Stated exercise » Your task is to reproduce, verbatim and without pictures, the lines from the opening of the listing through the line containing "rounded-lg bg-white shadow-sm".

Supplied records »
▬▬▬

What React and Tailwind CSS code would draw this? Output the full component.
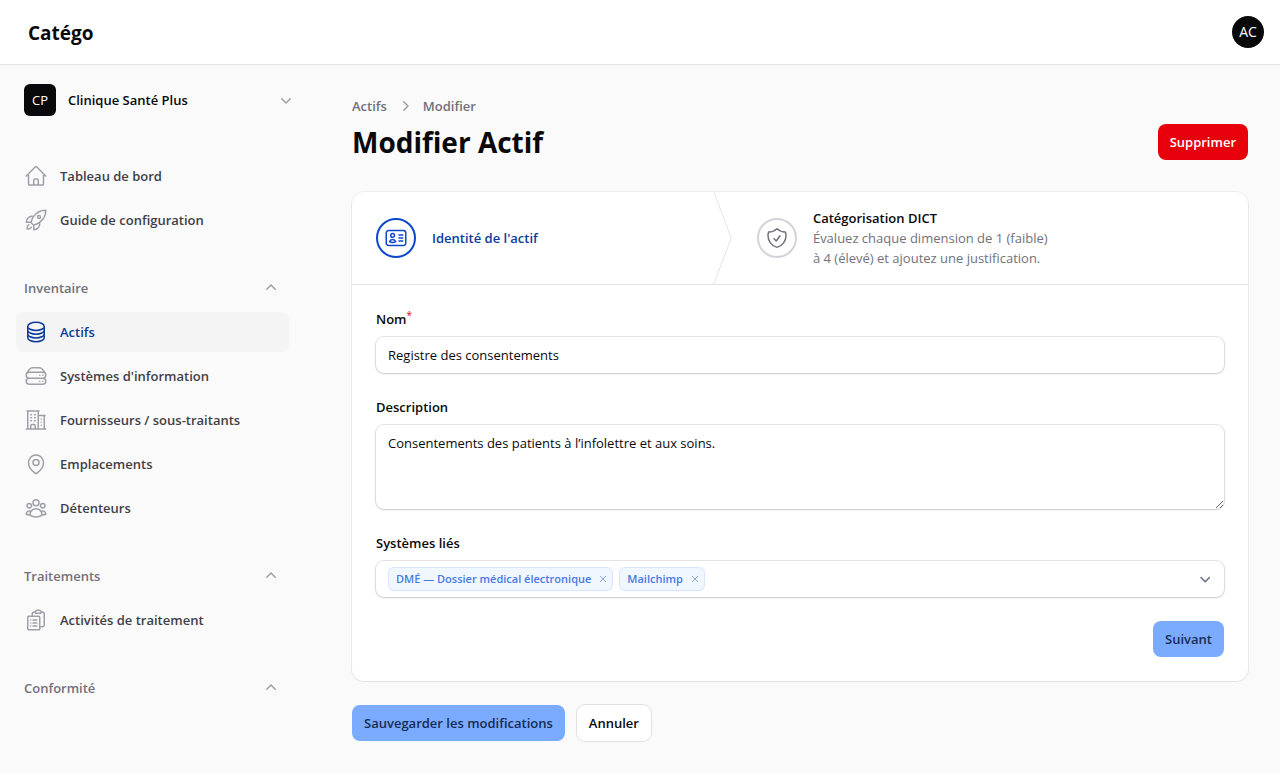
import React, { useState } from "react";
import {
  HiOutlineHome,
  HiOutlineRocketLaunch,
  HiOutlineCircleStack,
  HiOutlineServerStack,
  HiOutlineBuildingOffice2,
  HiOutlineMapPin,
  HiOutlineUserGroup,
  HiOutlineClipboardDocumentList,
  HiOutlineIdentification,
  HiOutlineShieldCheck,
  HiMiniChevronDown,
  HiMiniChevronUp,
  HiMiniChevronRight,
} from "react-icons/hi2";

const navGroups = [
  {
    items: [
      { label: "Tableau de bord", icon: HiOutlineHome },
      { label: "Guide de configuration", icon: HiOutlineRocketLaunch },
    ],
  },
  {
    title: "Inventaire",
    items: [
      { label: "Actifs", icon: HiOutlineCircleStack, active: true },
      { label: "Systèmes d'information", icon: HiOutlineServerStack },
      { label: "Fournisseurs / sous-traitants", icon: HiOutlineBuildingOffice2 },
      { label: "Emplacements", icon: HiOutlineMapPin },
      { label: "Détenteurs", icon: HiOutlineUserGroup },
    ],
  },
  {
    title: "Traitements",
    items: [
      { label: "Activités de traitement", icon: HiOutlineClipboardDocumentList },
    ],
  },
  { title: "Conformité", items: [] },
];

const fieldClass =
  "w-full rounded-lg bg-white shadow-sm ring-1 ring-zinc-950/10 outline-none focus-within:ring-2 focus-within:ring-blue-600";

const Topbar = () => (
  <header className="flex h-16 items-center justify-between bg-white pr-4 pl-7 shadow-xs ring-1 ring-zinc-950/5">
    <a href="#" className="pt-0.5 text-[19px] leading-7 font-bold">
      Catégo
    </a>
    <button
      type="button"
      aria-label="Menu utilisateur"
      className="size-8 rounded-full bg-zinc-950 text-[14px] text-white"
    >
      AC
    </button>
  </header>
);

const NavItem = ({ item }) => {
  const Icon = item.icon;
  return (
    <li>
      <a
        href="#"
        aria-current={item.active ? "page" : undefined}
        className={
          item.active
            ? "flex h-10 items-center gap-3 rounded-lg bg-zinc-100 px-2 text-[#0c3a9e]"
            : "flex h-10 items-center gap-3 rounded-lg px-2 text-zinc-700 hover:bg-zinc-100"
        }
      >
        <Icon
          className={item.active ? "size-6 text-[#0c3a9e]" : "size-6 text-zinc-400"}
        />
        {item.label}
      </a>
    </li>
  );
};

const NavGroup = ({ group }) => {
  const [open, setOpen] = useState(true);

  return (
    <li className="flex flex-col gap-1">
      {group.title && (
        <button
          type="button"
          aria-expanded={open}
          onClick={() => setOpen(!open)}
          className="flex h-10 items-center justify-between px-2 font-semibold text-zinc-500"
        >
          {group.title}
          <HiMiniChevronUp
            className={
              open ? "size-5 text-zinc-400" : "size-5 rotate-180 text-zinc-400"
            }
          />
        </button>
      )}
      {open && group.items.length > 0 && (
        <ul className="flex flex-col gap-1">
          {group.items.map((item) => (
            <NavItem key={item.label} item={item} />
          ))}
        </ul>
      )}
    </li>
  );
};

const Sidebar = () => (
  <aside className="w-80 shrink-0 pt-3 pl-4 font-semibold">
    <button
      type="button"
      className="flex w-full items-center gap-3 py-2 pr-6 pl-2 text-left"
    >
      <span className="flex size-8 items-center justify-center rounded-md bg-zinc-950 font-normal text-white">
        CP
      </span>
      <span className="flex-1">Clinique Santé Plus</span>
      <HiMiniChevronDown className="size-5 text-zinc-400" />
    </button>
    <nav className="pt-8 pr-[31px]">
      <ul className="flex flex-col gap-7">
        {navGroups.map((group, index) => (
          <NavGroup key={index} group={group} />
        ))}
      </ul>
    </nav>
  </aside>
);

const WizardHeader = () => (
  <ol className="flex border-b border-zinc-200">
    <li className="relative flex flex-auto">
      <button
        type="button"
        aria-current="step"
        className="flex items-center gap-4 px-6 py-4 text-left"
      >
        <span className="flex size-10 shrink-0 items-center justify-center rounded-full border-2 border-[#0c47d0]">
          <HiOutlineIdentification className="size-6 text-[#0c47d0]" />
        </span>
        <span className="font-semibold text-[#0c3a9e]">Identité de l'actif</span>
      </button>
      <svg
        aria-hidden="true"
        className="absolute top-0 right-0 h-full w-5 text-zinc-200"
        fill="none"
        preserveAspectRatio="none"
        viewBox="0 0 22 80"
      >
        <path
          d="M0 -2L20 40L0 82"
          stroke="currentColor"
          strokeLinejoin="round"
          vectorEffect="non-scaling-stroke"
        />
      </svg>
    </li>
    <li className="flex flex-auto">
      <button
        type="button"
        className="flex items-center gap-4 px-6 py-4 text-left"
      >
        <span className="flex size-10 shrink-0 items-center justify-center rounded-full border-2 border-zinc-300">
          <HiOutlineShieldCheck className="size-6 text-zinc-500" />
        </span>
        <span className="w-60">
          <span className="block font-semibold">Catégorisation DICT</span>
          <span className="block text-zinc-500">
            Évaluez chaque dimension de 1 (faible) à 4 (élevé) et ajoutez une
            justification.
          </span>
        </span>
      </button>
    </li>
  </ol>
);

const Tag = ({ label, onRemove }) => (
  <span className="flex h-6 items-center gap-1.5 rounded-md bg-[#f0f7ff] px-2 text-[11px] font-semibold text-[#457be3] ring-1 ring-blue-600/10 ring-inset">
    {label}
    <button
      type="button"
      aria-label={`Retirer ${label}`}
      onClick={onRemove}
      className="-mr-1 flex size-3 items-center justify-center text-[#8ba6dc]"
    >
      <svg viewBox="0 0 8 8" className="size-2" stroke="currentColor" fill="none">
        <path d="M1 1l6 6M7 1l-6 6" />
      </svg>
    </button>
  </span>
);

const AssetForm = () => {
  const [systems, setSystems] = useState([
    "DMÉ — Dossier médical électronique",
    "Mailchimp",
  ]);

  return (
    <div className="flex flex-col gap-6 p-6">
      <div className="flex flex-col gap-2">
        <label htmlFor="nom" className="font-semibold">
          Nom
          <sup className="text-[10px] leading-none font-medium text-red-600">*</sup>
        </label>
        <input
          id="nom"
          type="text"
          required
          defaultValue="Registre des consentements"
          className={`${fieldClass} h-9 px-3`}
        />
      </div>
      <div className="flex flex-col gap-2">
        <label htmlFor="description" className="font-semibold">
          Description
        </label>
        <textarea
          id="description"
          defaultValue="Consentements des patients à l’infolettre et aux soins."
          className={`${fieldClass} block h-[84px] resize-y px-3 py-2`}
        />
      </div>
      <div className="flex flex-col gap-2">
        <label htmlFor="systemes" className="font-semibold">
          Systèmes liés
        </label>
        <div className={`${fieldClass} flex min-h-9 items-center gap-1.5 px-3`}>
          {systems.map((name) => (
            <Tag
              key={name}
              label={name}
              onRemove={() => setSystems(systems.filter((s) => s !== name))}
            />
          ))}
          <input
            id="systemes"
            type="text"
            role="combobox"
            aria-expanded="false"
            className="min-w-0 flex-1 outline-none"
          />
          <svg
            aria-hidden="true"
            viewBox="0 0 21 21"
            className="-mr-1 size-[21px] text-gray-500"
            fill="none"
            stroke="currentColor"
            strokeWidth="1.6"
            strokeLinecap="round"
            strokeLinejoin="round"
          >
            <path d="M6 8.5l4.2 4.2 4.2-4.2" />
          </svg>
        </div>
      </div>
      <div className="flex justify-end">
        <button
          type="button"
          className="h-9 rounded-lg bg-[#7aabff] px-3 font-semibold text-[#172b54]"
        >
          Suivant
        </button>
      </div>
    </div>
  );
};

const App = () => (
  <div className="min-h-screen bg-zinc-50 font-['Open_Sans','Noto_Sans',sans-serif] text-[13px] leading-5 text-zinc-950">
    <Topbar />
    <div className="flex">
      <Sidebar />
      <main className="min-w-0 flex-1 px-8 py-8">
        <nav aria-label="Fil d'Ariane" className="mb-2">
          <ol className="flex items-center gap-2 font-semibold text-zinc-500">
            <li>
              <a href="#">Actifs</a>
            </li>
            <li className="flex items-center gap-2">
              <HiMiniChevronRight className="size-5 text-zinc-400" />
              <a href="#">Modifier</a>
            </li>
          </ol>
        </nav>
        <div className="flex items-center justify-between">
          <h1 className="text-[28px] leading-9 font-bold">Modifier Actif</h1>
          <button
            type="button"
            className="h-9 rounded-lg bg-red-600 px-3 font-semibold text-white"
          >
            Supprimer
          </button>
        </div>
        <form onSubmit={(e) => e.preventDefault()} className="mt-8">
          <section className="rounded-xl bg-white shadow-xs ring-1 ring-zinc-950/5">
            <WizardHeader />
            <AssetForm />
          </section>
          <div className="mt-6 flex gap-3">
            <button
              type="submit"
              className="h-9 rounded-lg bg-[#7aabff] px-3 font-semibold text-[#172b54]"
            >
              Sauvegarder les modifications
            </button>
            <button
              type="button"
              className="h-9 rounded-lg bg-white px-3 font-semibold ring-1 ring-zinc-950/10"
            >
              Annuler
            </button>
          </div>
        </form>
      </main>
    </div>
  </div>
);

export default App;
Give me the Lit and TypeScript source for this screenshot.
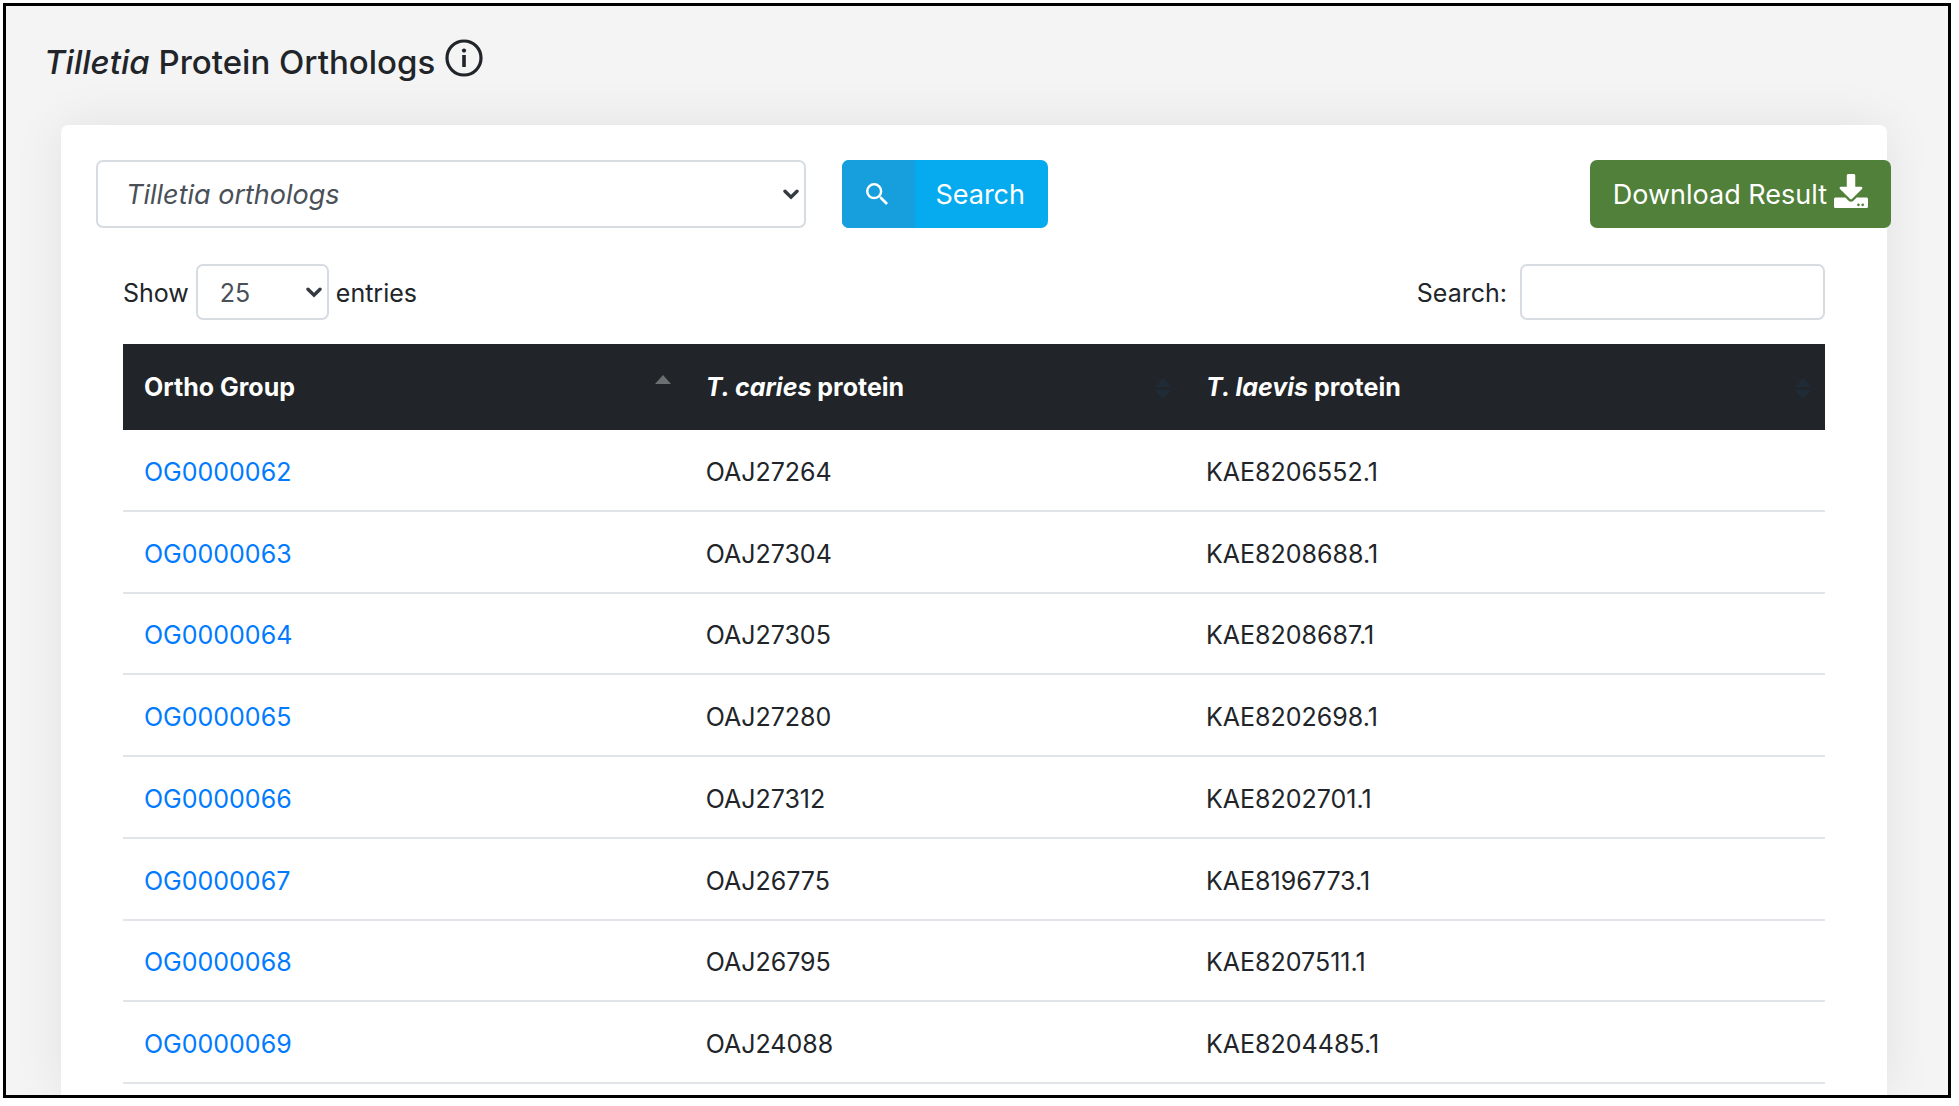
import { LitElement, html, css, svg } from "lit";
import { customElement, state } from "lit/decorators.js";

interface Ortholog {
  group: string;
  caries: string;
  laevis: string;
}

const ROWS: Ortholog[] = [
  { group: "OG0000062", caries: "OAJ27264", laevis: "KAE8206552.1" },
  { group: "OG0000063", caries: "OAJ27304", laevis: "KAE8208688.1" },
  { group: "OG0000064", caries: "OAJ27305", laevis: "KAE8208687.1" },
  { group: "OG0000065", caries: "OAJ27280", laevis: "KAE8202698.1" },
  { group: "OG0000066", caries: "OAJ27312", laevis: "KAE8202701.1" },
  { group: "OG0000067", caries: "OAJ26775", laevis: "KAE8196773.1" },
  { group: "OG0000068", caries: "OAJ26795", laevis: "KAE8207511.1" },
  { group: "OG0000069", caries: "OAJ24088", laevis: "KAE8204485.1" },
];

const chevron = html`<svg class="chevron" viewBox="0 0 16 11" width="16" height="11" aria-hidden="true">
  <path d="M2 2.2 8 8.2 14 2.2" fill="none" stroke="currentColor" stroke-width="3.4" stroke-linecap="round" stroke-linejoin="miter" />
</svg>`;

const sortIcon = (active: boolean) => html`<svg class="sort" viewBox="0 0 16 30" width="16" height="30" aria-hidden="true">
  ${active
    ? svg`<path d="M8 3 16 12H0z" fill="#6b6f72" />`
    : svg`<path d="M8 6 16 15H0zM0 18H16L8 27z" fill="#1f2c38" />`}
</svg>`;

@customElement("app-root")
export class AppRoot extends LitElement {
  @state() private filter = "";

  static styles = css`
    :host {
      display: block;
      box-sizing: border-box;
      height: 100vh;
      padding: 3px 8px 8px 3px;
      background: #fff;
      color: #212529;
      font: 400 25px/36px Inter, "Liberation Sans", sans-serif;
    }
    *, *::before, *::after { box-sizing: border-box; }
    .frame {
      display: flex;
      flex-direction: column;
      height: 100%;
      overflow: hidden;
      border: 3px solid #000;
      background: #f4f4f4;
    }
    .heading {
      display: flex;
      align-items: center;
      gap: 10px;
      margin: 0;
      padding: 32px 38px 39px;
      font-size: 33px;
      line-height: 48px;
      font-weight: 500;
    }
    .info {
      display: flex;
      margin: 0 0 8px;
      padding: 0;
      border: 0;
      background: none;
      color: inherit;
    }
    .card {
      flex: 1;
      display: flex;
      flex-direction: column;
      margin: 0 61px 0 55px;
      padding: 35px 0 11px;
      border-radius: 7px 7px 0 0;
      background: #fff;
      box-shadow: 0 0 50px rgba(0, 0, 0, 0.08);
    }
    .toolbar {
      display: grid;
      grid-template-columns: 710fr 1048fr;
      gap: 36px;
      margin: 0 -4px 36px 35px;
    }
    .actions { display: flex; justify-content: space-between; }
    .picker { display: grid; align-items: center; color: #343a40; }
    .picker > * { grid-area: 1 / 1; }
    .chevron { justify-self: end; margin-right: 7px; pointer-events: none; }
    select, input {
      margin: 0;
      border: 2px solid #d6dce2;
      border-radius: 7px;
      background: #fff;
      color: #495057;
      font: inherit;
      appearance: none;
    }
    .dataset {
      width: 100%;
      height: 68px;
      padding: 2px 28px 0;
      font-size: 27px;
      font-style: italic;
    }
    .btn {
      display: flex;
      align-items: center;
      height: 68px;
      padding: 0;
      border: 0;
      border-radius: 7px;
      overflow: hidden;
      color: #fff;
      font: inherit;
      font-size: 27px;
      white-space: nowrap;
    }
    .go { background: #05abee; }
    .go-icon {
      display: flex;
      align-items: center;
      justify-content: center;
      width: 73px;
      height: 100%;
      background: #179fdd;
    }
    .go-icon svg { margin-right: 4px; }
    .go-text { padding: 2px 23px 0 20px; }
    .download { gap: 7px; padding: 2px 23px 0; background: #508039; }
    .download svg { margin-bottom: 8px; }
    .controls {
      display: flex;
      justify-content: space-between;
      margin: 0 62px 24px;
    }
    .controls label { display: flex; align-items: center; gap: 7px; }
    .controls .find { gap: 13px; }
    .controls .caption { padding-top: 2px; }
    .length { width: 133px; height: 56px; padding: 2px 22px 0; }
    .query { width: 305px; height: 56px; padding: 0 12px; }
    .grid {
      flex: 1;
      display: flex;
      margin: 0 62px;
    }
    table {
      width: 100%;
      height: 100%;
      table-layout: fixed;
      border-spacing: 0;
    }
    .c1 { width: 33%; }
    .c2 { width: 29.4%; }
    th { height: 86px; padding: 0; background: #212529; text-align: left; }
    th button {
      display: flex;
      align-items: center;
      justify-content: space-between;
      width: 100%;
      padding: 0 14px 0 21px;
      border: 0;
      background: none;
      color: #fff;
      font: inherit;
      font-weight: 700;
      text-align: left;
    }
    td { padding: 4px 21px 0; border-bottom: 2px solid #e1e5e9; }
    a { color: #007bff; text-decoration: none; }
  `;

  private onInput(e: Event) {
    this.filter = (e.target as HTMLInputElement).value;
  }

  render() {
    const term = this.filter.toLowerCase();
    const rows = ROWS.filter((r) => `${r.group} ${r.caries} ${r.laevis}`.toLowerCase().includes(term));
    return html`
      <main class="frame">
        <h1 class="heading">
          <span><em>Tilletia</em> Protein Orthologs</span>
          <button class="info" type="button" aria-label="Information">
            <svg viewBox="0 0 38 38" width="38" height="38" fill="none" aria-hidden="true">
              <circle cx="19" cy="19" r="17" stroke="currentColor" stroke-width="3.2" />
              <circle cx="19" cy="11.6" r="2.1" fill="currentColor" />
              <path d="M19 16v12" stroke="currentColor" stroke-width="3.6" />
            </svg>
          </button>
        </h1>
        <section class="card">
          <div class="toolbar">
            <div class="picker">
              <select class="dataset" aria-label="Dataset">
                <option>Tilletia orthologs</option>
              </select>
              ${chevron}
            </div>
            <div class="actions">
              <button class="btn go" type="button">
                <span class="go-icon">
                  <svg viewBox="3 3 17.5 17.5" width="22" height="22" aria-hidden="true">
                    <path fill="#fff" d="M15.5 14h-.79l-.28-.27A6.471 6.471 0 0 0 16 9.5 6.5 6.5 0 1 0 9.5 16c1.61 0 3.09-.59 4.23-1.57l.27.28v.79l5 4.99L20.49 19l-4.99-5zm-6 0C7.01 14 5 11.99 5 9.5S7.01 5 9.5 5 14 7.01 14 9.5 11.99 14 9.5 14z" />
                  </svg>
                </span>
                <span class="go-text">Search</span>
              </button>
              <button class="btn download" type="button">
                <span>Download Result</span>
                <svg viewBox="0 0 512 512" width="34" height="34" aria-hidden="true">
                  <path fill="#fff" d="M216 0h80c13.300 0 24 10.700 24 24v168h87.700c17.800 0 26.700 21.500 14.100 34.100L269.700 378.300c-7.500 7.500-19.800 7.500-27.300 0L90.100 226.100c-12.600-12.600-3.700-34.100 14.100-34.100H192V24c0-13.300 10.700-24 24-24zm296 376v112c0 13.300-10.700 24-24 24H24c-13.300 0-24-10.700-24-24V376c0-13.300 10.700-24 24-24h146.700l49 49c20.100 20.100 52.500 20.100 72.600 0l49-49H488c13.300 0 24 10.700 24 24zm-124 88c0-11-9-20-20-20s-20 9-20 20 9 20 20 20 20-9 20-20zm64 0c0-11-9-20-20-20s-20 9-20 20 9 20 20 20 20-9 20-20z" />
                </svg>
              </button>
            </div>
          </div>
          <div class="controls">
            <label>
              <span class="caption">Show</span>
              <span class="picker">
                <select class="length">
                  <option>10</option>
                  <option selected>25</option>
                  <option>50</option>
                  <option>100</option>
                </select>
                ${chevron}
              </span>
              <span class="caption">entries</span>
            </label>
            <label class="find">
              <span class="caption">Search:</span>
              <input class="query" type="search" .value=${this.filter} @input=${this.onInput} />
            </label>
          </div>
          <div class="grid">
            <table>
              <thead>
                <tr>
                  <th class="c1" scope="col" aria-sort="ascending">
                    <button type="button"><span>Ortho Group</span>${sortIcon(true)}</button>
                  </th>
                  <th class="c2" scope="col">
                    <button type="button"><span><em>T. caries</em> protein</span>${sortIcon(false)}</button>
                  </th>
                  <th scope="col">
                    <button type="button"><span><em>T. laevis</em> protein</span>${sortIcon(false)}</button>
                  </th>
                </tr>
              </thead>
              <tbody>
                ${rows.map(
                  (r) => html`<tr>
                    <td><a href="#${r.group}">${r.group}</a></td>
                    <td>${r.caries}</td>
                    <td>${r.laevis}</td>
                  </tr>`
                )}
              </tbody>
            </table>
          </div>
        </section>
      </main>
    `;
  }
}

▬▬▬

Output for this task »
What React and Tailwind CSS code would draw this? Output the full component.
import React, { useState } from "react";
import {
  HiOutlineHome,
  HiOutlineRocketLaunch,
  HiOutlineCircleStack,
  HiOutlineServerStack,
  HiOutlineBuildingOffice2,
  HiOutlineMapPin,
  HiOutlineUserGroup,
  HiOutlineClipboardDocumentList,
  HiOutlineIdentification,
  HiOutlineShieldCheck,
  HiMiniChevronDown,
  HiMiniChevronUp,
  HiMiniChevronRight,
} from "react-icons/hi2";

const navGroups = [
  {
    items: [
      { label: "Tableau de bord", icon: HiOutlineHome },
      { label: "Guide de configuration", icon: HiOutlineRocketLaunch },
    ],
  },
  {
    title: "Inventaire",
    items: [
      { label: "Actifs", icon: HiOutlineCircleStack, active: true },
      { label: "Systèmes d'information", icon: HiOutlineServerStack },
      { label: "Fournisseurs / sous-traitants", icon: HiOutlineBuildingOffice2 },
      { label: "Emplacements", icon: HiOutlineMapPin },
      { label: "Détenteurs", icon: HiOutlineUserGroup },
    ],
  },
  {
    title: "Traitements",
    items: [
      { label: "Activités de traitement", icon: HiOutlineClipboardDocumentList },
    ],
  },
  { title: "Conformité", items: [] },
];

const fieldClass =
  "w-full rounded-lg bg-white shadow-sm ring-1 ring-zinc-950/10 outline-none focus-within:ring-2 focus-within:ring-blue-600";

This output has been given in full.